For a Minnesota mom geographically far-removed from the World Trade Center, the Pentagon and a field in Pennsylvania, none of this seemed distant. I felt the collective fear. I felt the collective pain. I felt the collective grief.

A memorial at the Faribault Fire Department honoring those who died on 9/11. The department will host a commemoration this Saturday, September 11, beginning at 7:46 am. That includes a welcome by the fire chief, a flag presentation, ringing of the bell and a brief eulogy. Minnesota Prairie Roots copyrighted file photo.

Today I remember, 20 years later, those who died. The families left without loved ones. The heroes. And those two little boys who saw, yet didn’t fully-understand, the events unfolding far from Minnesota. Yet too close.

Here’s a poem I wrote shortly after September 11, 2001:

September 11, 2001

You clutch your silver toy jetliners

then blast them into the twin towers,

blocks scattering across the floor.

Like that show on TV,

you tell me,

where the planes crashed

into those two tall buildings.


Somehow I must tell you

that this was no show on TV,

but real people

in real buildings.

Moms and Dads

with little boys just like you,

boys who build towers and fly toy airplanes.


How do I begin to show you the truth

behind a scene so terrifying

that it keeps replaying in my mind?

Hollywood could have written the script,

the latest disaster film, grossing millions

for an industry embedded in itself.

You’re right; this could be a show on TV.


Except this is very real,

so real that I want you to believe

those were just pretend buildings, pretend airplanes.

But you see the worry in my eyes,

hear the sadness in my voice.

You know the truth,

even before I tell you.


My son, only seven years old,

too young to fully understand

the evil that has invaded the world,

the fear that grips the American heart, my heart,

the sense of security forever lost.

Like so many blocks scattered across the floor,

we must pick up the pieces and rebuild, peace by peace.
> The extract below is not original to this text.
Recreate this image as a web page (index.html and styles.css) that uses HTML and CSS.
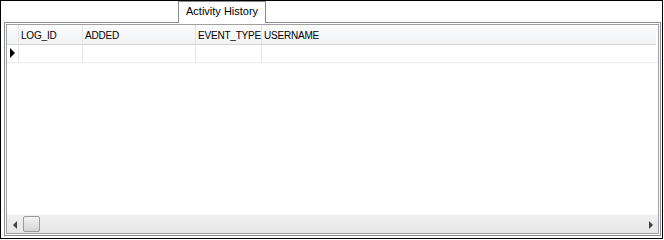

Copyright 2021 Audrey Kletscher Helbling


13 Responses to “Reflecting on 9/11 after 20 years”

  1. Audrey, this is an amazing piece! Heart wrenching and beautiful all at the same time. I love it. ❤

  2. Great post Audrey. I was a block away just after the towers were struck, I wanted to help, but was turned away. I was two streets away when they started to collapse and I ran as far as I could. No one knew how they would fall. If they would topple over, and if so, in which direction. The strangest thing I saw was in Columbus Park in Chinatown. In the lower end of the park, the FBI, police set up as a command post. In the north end of the park, the elderly played cards and checkers as if it was another day. Oblivious to what was going on around them. I witnessed way too much that day ….. no one in the country was untouched in some way by this tragedy.
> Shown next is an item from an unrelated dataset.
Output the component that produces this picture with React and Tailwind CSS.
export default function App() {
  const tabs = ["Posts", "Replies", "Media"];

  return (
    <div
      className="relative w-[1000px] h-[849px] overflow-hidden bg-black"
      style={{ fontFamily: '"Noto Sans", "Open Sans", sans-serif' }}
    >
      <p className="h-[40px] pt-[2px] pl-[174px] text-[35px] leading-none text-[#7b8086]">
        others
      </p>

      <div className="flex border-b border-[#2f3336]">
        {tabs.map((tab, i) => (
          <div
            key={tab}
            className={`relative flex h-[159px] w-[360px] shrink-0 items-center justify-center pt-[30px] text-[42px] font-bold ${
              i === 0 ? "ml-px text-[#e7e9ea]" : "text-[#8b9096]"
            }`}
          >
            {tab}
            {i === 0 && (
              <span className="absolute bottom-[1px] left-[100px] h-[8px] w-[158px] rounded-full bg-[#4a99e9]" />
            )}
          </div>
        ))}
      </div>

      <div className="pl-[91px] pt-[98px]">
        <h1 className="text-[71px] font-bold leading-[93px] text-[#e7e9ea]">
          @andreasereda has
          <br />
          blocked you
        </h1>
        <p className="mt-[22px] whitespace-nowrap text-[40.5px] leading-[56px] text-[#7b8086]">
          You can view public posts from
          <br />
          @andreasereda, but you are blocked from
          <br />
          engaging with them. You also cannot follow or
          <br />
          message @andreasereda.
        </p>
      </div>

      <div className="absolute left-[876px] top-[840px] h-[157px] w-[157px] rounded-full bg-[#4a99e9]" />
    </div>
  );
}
    • Keith, thank you for sharing your harrowing experience and insights as someone who was there. A block away, and then two, are too close. I have no doubt that you witnessed way too much on 9/11. I appreciate your sharing the observation of the elderly who went about their day just like any other day, oblivious to what had just occurred. This is part of the story, too. Thank you for sharing that. Peace to you, especially tomorrow.

  3. Valerie Says:

    Thank you for this post. Your poem is special.

  4. Sandra Says:

    Your poem is meaningful, also liked your son’s picture from I think 2009. Looked back at older posts to see how you reflected. 2001 I was a year away from retiring, so at work. Daughters were launched. Oldest was supposed to be in a business meeting in the WTC, got moved to Chicago last minute. I’ve received my blessing. Meeting wasn’t interrupted. Flights were grounded. She needed to not be there, swears rented the last car in town to drive here, said the drive actually helped calm her. We hugged hard. Stayed over, then drove to CO, experiencing the shock effects cross country. Denver takes everything in its stride. Actually, I thought the cities did well considering loss of a favorite, brave son. I just thought nothing could be as bad as JFK’s assassination. And then we had the long months of WTC cleanup and grief and consequences that still exist in all the victim’s and emergency people’s children. I’m thankful for you to be a wordsmith to help those of us that don’t have the gift. In grief we turn to art, music and culture. And then there’s next year 21.

    • Sandra, what a close call with your daughter who was supposed to be at a meeting in the WTC on 9/11. I agree, it’s a blessing that she wasn’t there. I cannot imagine how you all felt about that close call. Thank you for sharing your personal story of this day. It seems we all have stories. I hope you read the comment by Keith, a wonderful photographer from New York City. He was a block away from the towers when the planes hit.

      • Sandra Says:

        It was a big meeting that wasn’t interrupted, first thing. Second when she was on the road, everyone honked a lot. When she arrived here and then her CO apt to hug her cats she finally cried in relief and grief. We had 3M business people in NY that day, some had a visual and an experience there is no emotional prep for. Some wouldn’t talk at all. One co-worker felt guilty he didn’t stick around to help. Grief and horror obviously affect us differently. Nothing brave about me, for sure.

      • This is really interesting, to read of these connections to 9/11. Emotions ranging from fear to relief to guilt and more…all fit. Thank you for sharing these stories.

  5. We all remember exactly where we were on that day. Such a moment in our history. Thank you for sharing.